Sketch Level Curves for z=0 and z=1: Tips and Tricks for Accurate Plotting

[ronho1234]

sketch the level curve z=(x^2-2y+6)/(3x^2+y) at heights z=0 and z=1

i have already compute the 2 equations for the 2 z values and drawn it in 2d but when it comes to plotting it with the extra z axis i don't know what to do. please help...

 

[Mentallic]

Well if you have your 3-d axes, then at z=0 you simply draw the equation you found (always stick on the plane z=0 and draw it as you would have drawn the equation in 2-d on the x-y axis) then at z=1 draw the second equation.

 

[ehild]

You do not need to draw the z axis. Plot the level curves in 2D on the x,y plane and mark the curves with z=0 and z=1. Think of a map, the level lines are marked with the height.

ehild

 

[ronho1234]

umm okay so if i draw my two equations on a xy plane i get a concave up with intersect 3 for z=0 and for z=1 i get a concave down intersect 2 and roots -root3 and root3... so are you telling just to leave it at that?...

and for a 3d axis because i have situated my x at the bottom the y then z anticlockwise this will mean that my concave up parabola would be flat on the y-axis and my concave down will be like a saddle-like... i just can't see what the final level curve is suppose to look like when i have two separate parabolas

 

[Mentallic]

Yes sorry, as ehild said, your level curves should be drawn in 2d on the x-y plane with a label of which z value it's following.

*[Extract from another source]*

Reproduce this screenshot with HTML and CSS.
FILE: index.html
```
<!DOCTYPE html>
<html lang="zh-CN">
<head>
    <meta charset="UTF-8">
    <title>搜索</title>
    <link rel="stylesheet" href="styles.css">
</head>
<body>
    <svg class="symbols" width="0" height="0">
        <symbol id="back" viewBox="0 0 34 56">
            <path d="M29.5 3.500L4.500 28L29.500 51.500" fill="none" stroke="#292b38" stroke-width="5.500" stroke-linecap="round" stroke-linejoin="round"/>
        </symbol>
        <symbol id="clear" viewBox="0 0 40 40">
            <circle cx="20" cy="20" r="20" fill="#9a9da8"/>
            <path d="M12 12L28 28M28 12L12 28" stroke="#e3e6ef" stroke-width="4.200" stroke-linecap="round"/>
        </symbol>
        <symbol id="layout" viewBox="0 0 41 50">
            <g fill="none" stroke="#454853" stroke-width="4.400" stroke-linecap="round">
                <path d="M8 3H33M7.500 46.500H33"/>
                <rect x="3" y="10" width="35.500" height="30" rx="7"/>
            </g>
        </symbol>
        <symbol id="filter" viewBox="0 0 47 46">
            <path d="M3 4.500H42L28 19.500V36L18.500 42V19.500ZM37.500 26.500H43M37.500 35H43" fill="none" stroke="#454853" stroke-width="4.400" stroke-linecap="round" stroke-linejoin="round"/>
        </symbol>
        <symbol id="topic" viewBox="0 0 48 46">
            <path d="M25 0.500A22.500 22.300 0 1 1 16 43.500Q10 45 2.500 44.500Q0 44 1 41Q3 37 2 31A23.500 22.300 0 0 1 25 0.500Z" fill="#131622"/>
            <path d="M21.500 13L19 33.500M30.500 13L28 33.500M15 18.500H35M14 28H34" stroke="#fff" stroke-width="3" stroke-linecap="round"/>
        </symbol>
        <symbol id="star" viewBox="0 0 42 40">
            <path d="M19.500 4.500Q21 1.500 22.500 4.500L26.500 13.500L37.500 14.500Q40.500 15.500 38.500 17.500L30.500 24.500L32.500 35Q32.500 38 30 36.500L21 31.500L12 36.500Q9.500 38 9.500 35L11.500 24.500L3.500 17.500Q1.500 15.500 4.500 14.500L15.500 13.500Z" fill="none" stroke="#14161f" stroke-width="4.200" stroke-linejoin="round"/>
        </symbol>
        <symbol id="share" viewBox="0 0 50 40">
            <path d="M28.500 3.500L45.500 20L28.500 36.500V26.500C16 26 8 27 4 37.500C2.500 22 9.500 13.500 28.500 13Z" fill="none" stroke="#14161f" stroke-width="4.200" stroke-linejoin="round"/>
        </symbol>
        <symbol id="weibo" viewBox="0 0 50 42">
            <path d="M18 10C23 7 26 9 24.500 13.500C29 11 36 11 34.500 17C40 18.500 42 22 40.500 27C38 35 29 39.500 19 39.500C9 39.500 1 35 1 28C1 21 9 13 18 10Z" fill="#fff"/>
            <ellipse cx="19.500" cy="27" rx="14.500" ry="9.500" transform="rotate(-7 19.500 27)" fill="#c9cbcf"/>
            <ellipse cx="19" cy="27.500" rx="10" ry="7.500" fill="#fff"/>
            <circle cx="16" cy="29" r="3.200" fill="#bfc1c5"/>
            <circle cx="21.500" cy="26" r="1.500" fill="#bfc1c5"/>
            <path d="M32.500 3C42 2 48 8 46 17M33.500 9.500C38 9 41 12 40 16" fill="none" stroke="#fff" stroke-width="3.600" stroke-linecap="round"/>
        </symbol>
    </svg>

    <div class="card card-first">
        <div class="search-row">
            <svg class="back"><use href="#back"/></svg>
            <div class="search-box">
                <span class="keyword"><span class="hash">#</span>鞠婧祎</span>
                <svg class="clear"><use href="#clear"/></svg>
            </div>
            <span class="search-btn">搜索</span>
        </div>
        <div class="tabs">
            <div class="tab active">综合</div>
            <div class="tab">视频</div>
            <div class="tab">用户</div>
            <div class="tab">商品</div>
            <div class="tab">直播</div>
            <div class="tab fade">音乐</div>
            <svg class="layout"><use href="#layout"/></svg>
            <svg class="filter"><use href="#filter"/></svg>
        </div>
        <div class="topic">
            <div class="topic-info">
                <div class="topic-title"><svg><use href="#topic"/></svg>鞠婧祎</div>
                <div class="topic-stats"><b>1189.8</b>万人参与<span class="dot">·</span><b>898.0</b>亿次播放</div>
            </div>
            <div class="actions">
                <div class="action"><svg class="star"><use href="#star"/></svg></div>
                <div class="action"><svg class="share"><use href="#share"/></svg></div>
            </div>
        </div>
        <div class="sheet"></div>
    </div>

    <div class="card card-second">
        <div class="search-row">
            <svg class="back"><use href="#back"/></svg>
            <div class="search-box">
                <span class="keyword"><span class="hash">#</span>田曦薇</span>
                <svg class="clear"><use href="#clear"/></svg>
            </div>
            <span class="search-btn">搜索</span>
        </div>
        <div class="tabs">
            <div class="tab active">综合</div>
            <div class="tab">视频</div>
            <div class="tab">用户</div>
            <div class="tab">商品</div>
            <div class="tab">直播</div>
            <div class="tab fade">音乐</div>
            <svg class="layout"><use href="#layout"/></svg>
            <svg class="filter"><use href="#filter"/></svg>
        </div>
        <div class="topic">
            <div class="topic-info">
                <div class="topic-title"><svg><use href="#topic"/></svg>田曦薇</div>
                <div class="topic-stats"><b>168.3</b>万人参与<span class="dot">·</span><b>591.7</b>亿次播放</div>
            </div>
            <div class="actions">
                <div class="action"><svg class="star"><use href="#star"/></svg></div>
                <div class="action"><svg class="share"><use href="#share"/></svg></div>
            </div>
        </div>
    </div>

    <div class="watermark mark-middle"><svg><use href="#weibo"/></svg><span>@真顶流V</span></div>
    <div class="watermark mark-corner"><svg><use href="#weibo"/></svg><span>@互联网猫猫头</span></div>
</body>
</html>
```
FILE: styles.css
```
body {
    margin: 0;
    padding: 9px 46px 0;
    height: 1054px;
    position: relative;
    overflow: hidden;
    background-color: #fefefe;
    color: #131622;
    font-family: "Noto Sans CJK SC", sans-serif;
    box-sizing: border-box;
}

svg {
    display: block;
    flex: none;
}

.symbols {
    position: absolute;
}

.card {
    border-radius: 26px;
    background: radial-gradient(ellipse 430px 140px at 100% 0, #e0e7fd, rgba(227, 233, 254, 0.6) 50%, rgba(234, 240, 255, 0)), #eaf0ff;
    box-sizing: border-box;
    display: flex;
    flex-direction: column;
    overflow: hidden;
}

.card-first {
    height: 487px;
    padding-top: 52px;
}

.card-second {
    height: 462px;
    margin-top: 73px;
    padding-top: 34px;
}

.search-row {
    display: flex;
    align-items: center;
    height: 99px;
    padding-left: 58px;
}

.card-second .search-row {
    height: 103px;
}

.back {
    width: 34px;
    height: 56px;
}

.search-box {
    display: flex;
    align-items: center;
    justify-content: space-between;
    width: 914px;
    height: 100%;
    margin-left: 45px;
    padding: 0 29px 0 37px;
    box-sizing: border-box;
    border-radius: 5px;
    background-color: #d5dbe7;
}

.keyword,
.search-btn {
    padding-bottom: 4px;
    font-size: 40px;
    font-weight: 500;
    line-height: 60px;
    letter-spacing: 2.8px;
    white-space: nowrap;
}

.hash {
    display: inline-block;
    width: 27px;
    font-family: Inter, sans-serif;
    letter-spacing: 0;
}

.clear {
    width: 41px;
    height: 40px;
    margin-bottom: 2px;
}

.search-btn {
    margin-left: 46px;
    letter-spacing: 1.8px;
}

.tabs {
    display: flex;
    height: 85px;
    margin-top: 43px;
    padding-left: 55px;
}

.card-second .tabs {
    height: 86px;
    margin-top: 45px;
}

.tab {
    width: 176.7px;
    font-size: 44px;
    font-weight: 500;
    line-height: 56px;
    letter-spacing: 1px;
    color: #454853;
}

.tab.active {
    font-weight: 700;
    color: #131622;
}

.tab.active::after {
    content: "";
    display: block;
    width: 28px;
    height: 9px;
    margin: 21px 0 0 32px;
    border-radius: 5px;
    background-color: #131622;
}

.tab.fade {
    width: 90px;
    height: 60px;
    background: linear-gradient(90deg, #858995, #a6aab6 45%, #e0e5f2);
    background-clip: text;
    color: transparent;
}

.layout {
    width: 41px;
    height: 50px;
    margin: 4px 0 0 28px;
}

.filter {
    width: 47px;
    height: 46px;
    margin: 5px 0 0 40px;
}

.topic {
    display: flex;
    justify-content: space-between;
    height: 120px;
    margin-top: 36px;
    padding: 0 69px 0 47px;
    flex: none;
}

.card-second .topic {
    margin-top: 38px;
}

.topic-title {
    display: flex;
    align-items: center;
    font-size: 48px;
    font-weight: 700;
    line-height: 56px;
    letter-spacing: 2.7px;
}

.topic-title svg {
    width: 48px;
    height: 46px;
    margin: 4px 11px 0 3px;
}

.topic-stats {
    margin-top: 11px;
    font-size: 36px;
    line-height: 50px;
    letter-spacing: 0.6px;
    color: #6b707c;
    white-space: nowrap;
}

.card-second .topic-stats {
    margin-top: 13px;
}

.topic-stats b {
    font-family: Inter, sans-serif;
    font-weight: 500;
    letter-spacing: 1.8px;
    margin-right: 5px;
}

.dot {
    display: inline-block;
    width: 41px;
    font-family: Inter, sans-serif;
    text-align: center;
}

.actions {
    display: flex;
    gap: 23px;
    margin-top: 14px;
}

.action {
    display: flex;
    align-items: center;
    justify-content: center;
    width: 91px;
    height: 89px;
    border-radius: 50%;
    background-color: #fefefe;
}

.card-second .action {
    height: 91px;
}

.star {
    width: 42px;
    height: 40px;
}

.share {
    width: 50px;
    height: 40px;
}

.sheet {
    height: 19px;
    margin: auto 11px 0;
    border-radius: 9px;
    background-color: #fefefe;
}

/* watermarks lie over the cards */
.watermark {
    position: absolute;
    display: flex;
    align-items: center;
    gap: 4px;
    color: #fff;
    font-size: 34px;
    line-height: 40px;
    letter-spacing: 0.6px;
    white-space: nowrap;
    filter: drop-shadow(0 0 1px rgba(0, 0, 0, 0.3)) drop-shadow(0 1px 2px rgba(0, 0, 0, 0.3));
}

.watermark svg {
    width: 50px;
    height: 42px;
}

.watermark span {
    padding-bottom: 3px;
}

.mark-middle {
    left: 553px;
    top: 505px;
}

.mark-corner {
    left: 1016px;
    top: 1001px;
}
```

If you're struggling to figure out what the shape of curve in 3d space is supposed to look like, try solve the equation for y and see if that sheds any light:

z=\frac{x^2-2y+6}{3x^2+y}

3zx^2+3zy=x^2-2y+6

(3z-2)y=(1-3z)x^2+6

y=\frac{(1-3z)x^2+6}{3z-2}

Now what we can gather from this is that for each level curve of z, we will get some parabola of the form ax^2+b for some constants a,b so the parabola will vary from being concave up and concave down, with differing intersections on the y-axis. This would suggest it has the shape of a saddle, yes?

 

[ronho1234]

yes i kinda get what you're saying its just that because i have two separate parabolas on my xyz axis i don't know where the critical point on the saddle would be and where it would connect and how exactly its suppose to look like...

 

[ronho1234]

since because the question asks only for z=0 and z=1 should i just leave 2 separate parabolas on my xyz axes completely separate of should i have them opposite each other on a xy plane labelled z=0 and z=1?

 

[Mentallic]

yes i kinda get what you're saying its just that because i have two separate parabolas on my xyz axis i don't know where the critical point on the saddle would be and where it would connect and how exactly its suppose to look like...

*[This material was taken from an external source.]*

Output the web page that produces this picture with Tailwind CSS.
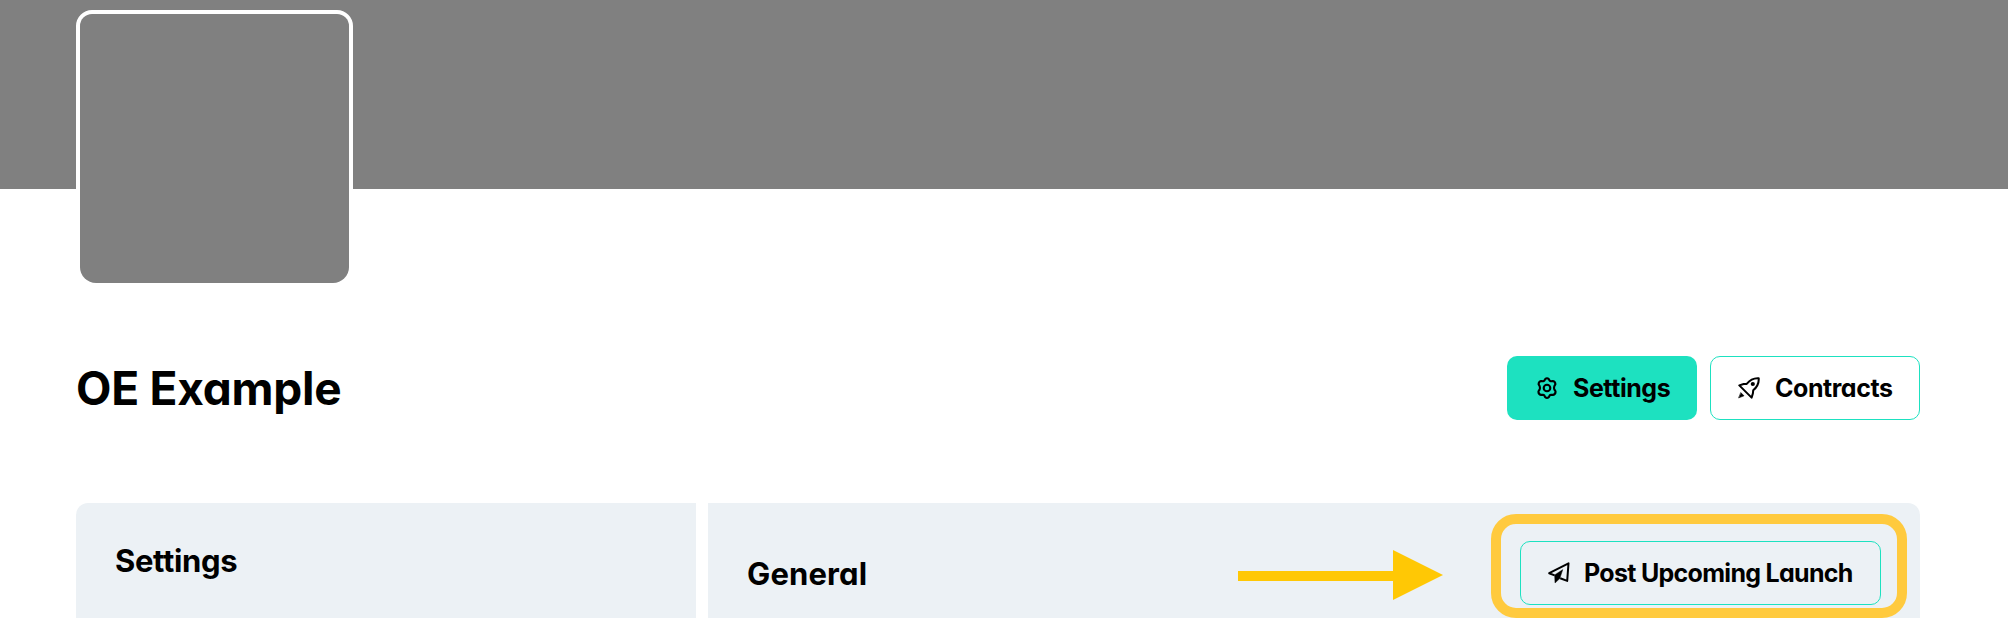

Well can you figure out what value of z the parabola goes from a positive to a negative concavity? Take a look at the function y=f(x,z).

since because the question asks only for z=0 and z=1 should i just leave 2 separate parabolas on my xyz axes completely separate of should i have them opposite each other on a xy plane labelled z=0 and z=1?

On your xyz axes you should have the parabola drawn at z=0, and the other parabola drawn at z=1. This is to be used as a template to help you draw the curve for all z.

For example, if I wanted to draw z=x^2+y^2 then if I take a few level curves, say for z=0,1,2 then I can use those to get a rough idea of what it should look like in 3-d, and it'll turn out as so:

http://www.google.com.au/search?sourceid=chrome&ie=UTF-8&q=z%3Dx%5E2%2By%5E2

 

[ronho1234]

umm so i did the double derivative of y=f(x,z) and i found z= 1/3 so is it at this point that the concavity changes?
i did try to draw some level curves on the xy plane for z=2 and z=3 i found out that they were both concave down, so i would have z=o level curve concave up and z=1 z=2 z=3 concave curve concave down , so if these values were to be plotted on an xyz graph would this mean that my final level curve by a saddle that is rising/steep around the xz plane and going flatter around z=0 where the y-axis is?

sorry if this is going on for a long while i just can't seem to get it...